Que os deuses te concedam (a mim também!) mais uns anos de saúde e paz.

Abraço,

António Graça de Abreu

Valdemar Silva disse...

Agora não entendo, Graça Abreu, essa mistura do BA, SOS Racismo, 'matar o homem branco' e tal
querem ver que aquilo era mesmo a sério e eu, a PJ, os Serviços Secretos, e toda a gente pensava que foi dito com ironia? Quer dizer que estás convencido que o Bá anda a arranjar um comando e vai começar a matar uns brancos?
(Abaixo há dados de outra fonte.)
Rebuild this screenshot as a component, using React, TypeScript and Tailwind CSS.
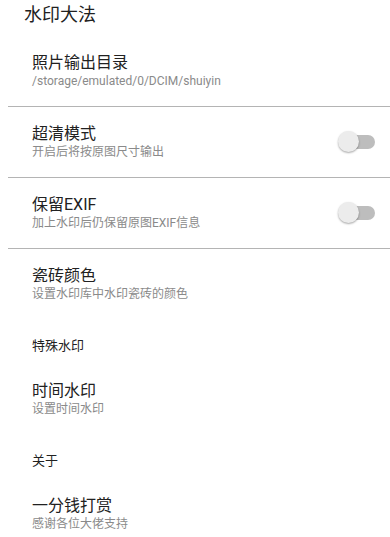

Eh pá, tenho que avisar o meu primo qu'ele é um bocado estúpido e calhando não percebeu.
Mas eu acho, e fica só cá pra nós caro Graça de Abreu, que adoras armar confusão e arranjas agora esta do mata brancos, e eu com falta d'ar estava a entrar no bailarico.
Prontus.

Abracelo
Valdemar Queiroz

Anónimo disse...

Ba (Mamadou) afirmou numa conferência sobre Racismo e Avanço do Ódio no Mundo e referidas em alguma comunicação social isto; "Nós (disse ele) temos de matar o homem branco e repisou ou bisou, Ele (o homem branco) tem de ser morto.E nestas palavras acrescentava assassino, colonial e racista.